After writing off Tripura, population-wise the biggest of the three northeastern States that went to the polls recently, the Congress was hoping for compensating wins in Meghalaya and Nagaland. However, despite doing better than in Tripura, the Congress finds power out of its grasp (assuming it will not be tempted to resort to constitutional impropriety). In Meghalaya, where it finished as the single largest party with 25 of the 59 Assembly seats for which elections were h eld, it has been outmanoeuvred by a post-election alliance of the Nationalist Congress Party, the United Democratic Party, the Bharatiya Janata Party, the Hill State People’s Democratic Party, and the Khun Hynniewtrep National Awakening Movement. Along with two independents, the newly formed coalition claims the support of 31 members in the 60-member Assembly, enough to constitute a majority. In Nagaland, the Congress is completely out of contention for government formation. The Democratic Alliance of Nagaland (DAN), a pre-poll combine of the Nagaland People’s Front, the NCP and the BJP, was decisively ahead of the Congress, which could win only 23 seats in the 60-member Assembly. The Meghalaya experience should be a cause for political concern for 10 Janpath.

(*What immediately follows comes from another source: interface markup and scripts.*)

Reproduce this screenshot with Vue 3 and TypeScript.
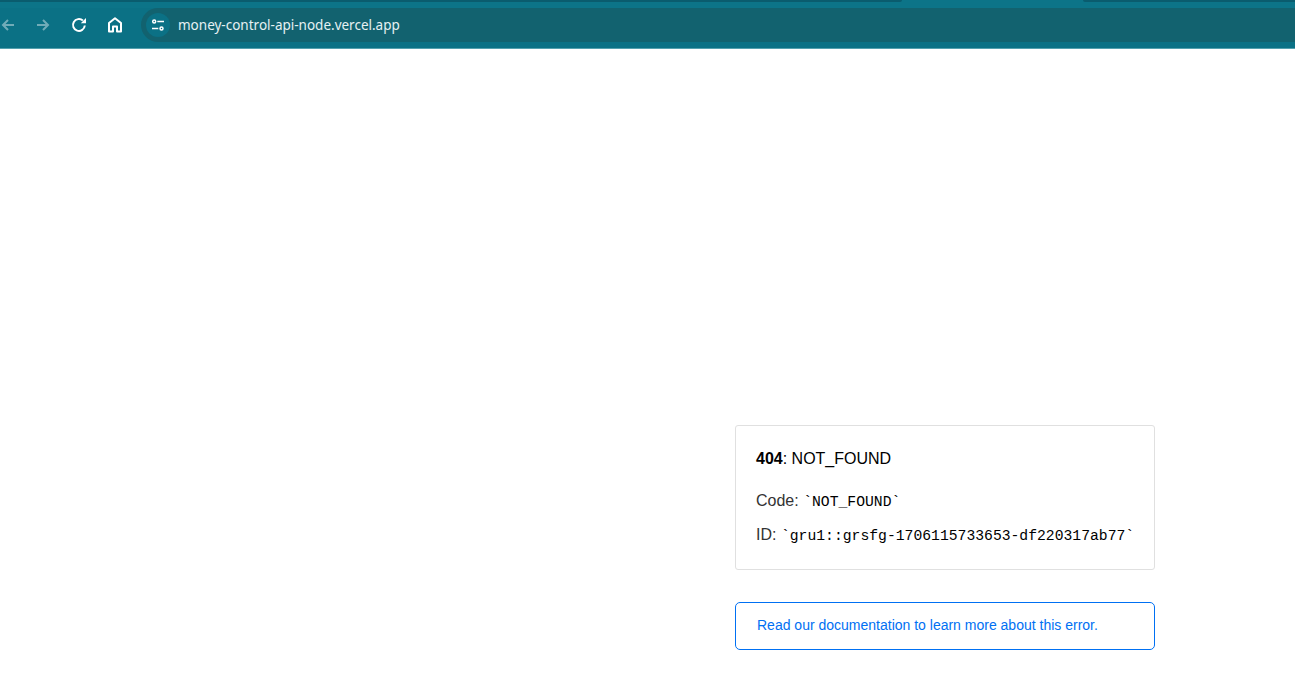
<template>
  <div class="page">
    <div class="tabstrip">
      <div class="tab tab-left"></div>
      <div class="tab tab-right"></div>
    </div>
    <div class="toolbar">
      <button class="nav dim first">
        <svg viewBox="0 0 16 16" width="16" height="16"><path d="M14 8H3.500M8 3 3 8l5 5" /></svg>
      </button>
      <button class="nav dim">
        <svg viewBox="0 0 16 16" width="16" height="16"><path d="M2 8h10.500M8 3l5 5-5 5" /></svg>
      </button>
      <button class="nav">
        <svg viewBox="0 0 18 18" width="18" height="18"><path d="M14.800 9.500A5.900 5.900 0 1 1 12.900 4.600" /><path class="solid" d="M10.800 7.200h5.200V2z" /></svg>
      </button>
      <button class="nav">
        <svg viewBox="0 0 18 18" width="18" height="18"><path d="M3 15.500V7l6-4.700L15 7v8.500h-4v-5H7v5z" stroke-linejoin="round" /></svg>
      </button>
      <div class="omnibox">
        <span class="site-info">
          <svg viewBox="0 0 16 16" width="16" height="16">
            <path d="M7.300 4.500H14M2 11.500h6.300" />
            <circle cx="4.200" cy="4.500" r="1.500" />
            <circle cx="11.500" cy="11.500" r="1.500" />
          </svg>
        </span>
        <span class="url">money-control-api-node.vercel.app</span>
      </div>
    </div>
    <div class="content">
      <main class="error-wrap">
        <section class="card">
          <p class="title"><strong>404</strong>: NOT_FOUND</p>
          <p class="row">Code: <code>`NOT_FOUND`</code></p>
          <p class="row">ID: <code>`{{ errorId }}`</code></p>
        </section>
        <a class="docs" href="#">Read our documentation to learn more about this error.</a>
      </main>
    </div>
  </div>
</template>

<script setup lang="ts">
const errorId = 'gru1::grsfg-1706115733653-df220317ab77'
</script>

<style>
html,
body {
  margin: 0;
  background: #fff;
  overflow: hidden;
}
</style>

<style scoped>
.page {
  width: 1295px;
  height: 673px;
  display: flex;
  flex-direction: column;
}

.tabstrip {
  height: 8px;
  background: #0c7488;
  display: flex;
}

.tab {
  height: 2px;
  background: #0a5c6e;
}

.tab-left {
  width: 902px;
  border-bottom-right-radius: 6px;
}

.tab-right {
  margin-left: 181px;
  flex: 1;
  border-bottom-left-radius: 6px;
}

.toolbar {
  height: 41px;
  box-sizing: border-box;
  background: #0b7185;
  border-bottom: 1px solid #54a0ae;
  display: flex;
  align-items: center;
  padding-bottom: 6px;
}

.nav {
  width: 36px;
  height: 32px;
  margin: 0;
  padding: 0;
  border: 0;
  background: none;
  display: flex;
  align-items: center;
  justify-content: center;
  color: #fff;
}

.first {
  width: 16px;
  margin-right: 9px;
}

.dim {
  opacity: 0.42;
}

.nav svg {
  fill: none;
  stroke: currentColor;
  stroke-width: 2;
}

.site-info svg {
  fill: none;
  stroke: currentColor;
  stroke-width: 1.500;
}

.nav .solid {
  fill: currentColor;
  stroke: none;
}

.omnibox {
  flex: 1;
  height: 34px;
  margin-left: 8px;
  background: #12626f;
  border-radius: 17px 0 0 17px;
  display: flex;
  align-items: center;
  padding-left: 5px;
}

.site-info {
  width: 24px;
  height: 24px;
  border-radius: 50%;
  background: #0b7185;
  display: flex;
  align-items: center;
  justify-content: center;
  color: #fff;
}

.url {
  margin-left: 8px;
  color: #e6f1f3;
  font-family: "Noto Sans", sans-serif;
  font-size: 13.500px;
}

.content {
  flex: 1;
  background: #fff;
  display: flex;
  justify-content: flex-end;
  padding-right: 140px;
}

.error-wrap {
  width: 420px;
  padding-top: 376px;
  font-family: "Liberation Sans", Arial, sans-serif;
}

.card {
  box-sizing: border-box;
  height: 145px;
  border: 1px solid #e0e0e0;
  border-radius: 3px;
  padding: 21px 20px 20px;
}

.title {
  margin: 0 0 18px;
  font-size: 16px;
  line-height: 24px;
  color: #000;
}

.row {
  margin: 0 0 9px;
  font-size: 16px;
  line-height: 24px;
  color: #333;
  white-space: nowrap;
}

code {
  font-family: "Liberation Mono", "Courier New", monospace;
  font-size: 14.720px;
  color: #000;
}

.docs {
  display: block;
  box-sizing: border-box;
  height: 48px;
  margin-top: 32px;
  padding: 0 21px;
  border: 1px solid #0070f3;
  border-radius: 5px;
  font-size: 14px;
  line-height: 44px;
  color: #0070f3;
  text-decoration: none;
}
</style>
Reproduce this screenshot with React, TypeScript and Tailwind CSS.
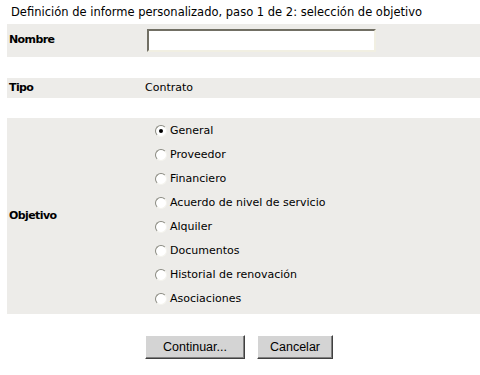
import React, { useState } from 'react'

const targets = [
  'General',
  'Proveedor',
  'Financiero',
  'Acuerdo de nivel de servicio',
  'Alquiler',
  'Documentos',
  'Historial de renovación',
  'Asociaciones'
]

function Radio({ checked }: { checked: boolean }) {
  return (
    <span className="relative inline-block w-[12px] h-[12px] rounded-full bg-white border border-t-[#8a8a80] border-l-[#8a8a80] border-b-[#f4f3ee] border-r-[#f4f3ee] shrink-0">
      {checked && (
        <span className="absolute left-[3px] top-[3px] w-[4px] h-[4px] rounded-full bg-black" />
      )}
    </span>
  )
}

export default function App() {
  const [target, setTarget] = useState('General')

  return (
    <div className="w-[480px] h-[375px] bg-white text-black text-[11px] font-['DejaVu_Sans',sans-serif]">
      <div className="h-[24px] pl-[11px] pt-px flex items-center text-[11.5px]">
        Definición de informe personalizado, paso 1 de 2: selección de objetivo
      </div>

      <div className="ml-[7px] flex flex-col">
        <div className="h-[33px] bg-[#edece9] flex items-center">
          <div className="w-[138px] pl-[2px] font-bold tracking-[-0.6px]">Nombre</div>
          <input
            type="text"
            className="ml-[2px] w-[229px] h-[23px] bg-white border-2 border-t-[#716f64] border-l-[#716f64] border-b-[#f1efe2] border-r-[#f1efe2] outline-none px-1"
          />
        </div>

        <div className="h-[21px]" />

        <div className="h-[20px] bg-[#edece9] flex items-center">
          <div className="w-[138px] pl-[2px] font-bold tracking-[-0.6px]">Tipo</div>
          <div>Contrato</div>
        </div>

        <div className="h-[20px]" />

        <div className="bg-[#edece9] flex items-center">
          <div className="w-[138px] pl-[2px] font-bold tracking-[-0.6px]">Objetivo</div>
          <div className="flex flex-col pt-px pb-[3px] pl-[10px]">
            {targets.map((t) => (
              <label
                key={t}
                className="h-[24px] flex items-center gap-[3px] cursor-default"
                onClick={() => setTarget(t)}
              >
                <Radio checked={target === t} />
                <span>{t}</span>
              </label>
            ))}
          </div>
        </div>
      </div>

      <div className="mt-[21px] pl-[145px] flex gap-[12px] font-['Liberation_Sans',sans-serif] text-[12.5px]">
        <button className="w-[100px] h-[24px] bg-[#d4d4d4] border border-t-white border-l-white border-b-[#404040] border-r-[#404040] shadow-[inset_-1px_-1px_0_#808080]">
          Continuar...
        </button>
        <button className="w-[76px] h-[24px] bg-[#d4d4d4] border border-t-white border-l-white border-b-[#404040] border-r-[#404040] shadow-[inset_-1px_-1px_0_#808080]">
          Cancelar
        </button>
      </div>
    </div>
  )
}
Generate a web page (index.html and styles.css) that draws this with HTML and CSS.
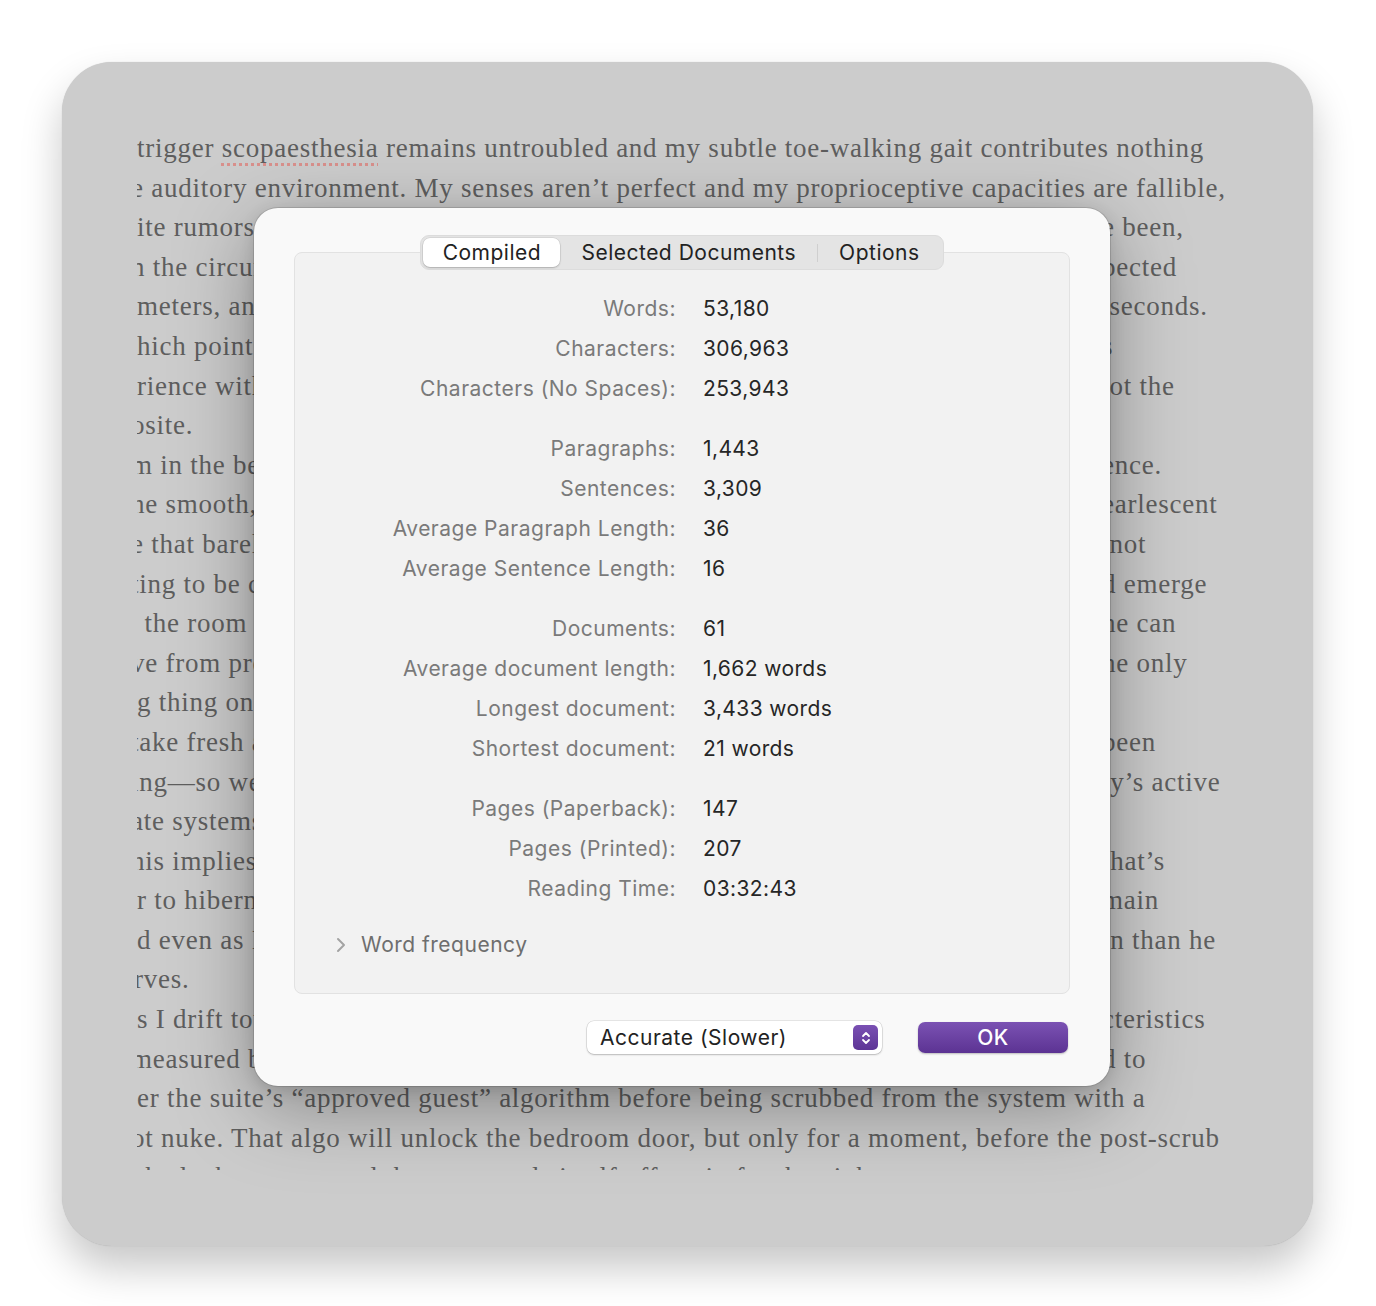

That all the rival parties felt the need to move to the other side speaks poorly of the Congress approach to alliance building. The real problem seems to be a mindset rooted in the past; a refusal to come to terms with reality through defeat and victory alike; a big brotherly style of functioning; and an inclination to behave like a party with an electoral majority while being in a minority. Even the NCP, which is an ally at the national level and in Maharashtra, is wary of doing business with the Congress in the northeast.

In Nagaland, the party ruling at the Centre hurt itself in the run-up to the election by imposing President’s Rule just before the term of the DAN government ran out. Although Chief Minister Neiphiu Rio lost majority support in the Assembly with several of the NPF members crossing over to the other side, the imposition of President’s Rule with just a month to go for the election clearly did not go down well with the voters. The Congress appeared overly keen on seeing that its political rival was not in power at the time of the Assembly election. In Nagaland, where every central intervention is viewed with suspicion, the brief period of President’s Rule was in the nature of an own goal. The lesson for the Congress from the northeast elections goes to the heart of federalism: thou shall not seek to invoke — and misuse — New Delhi’s power against political rivals in the smaller States.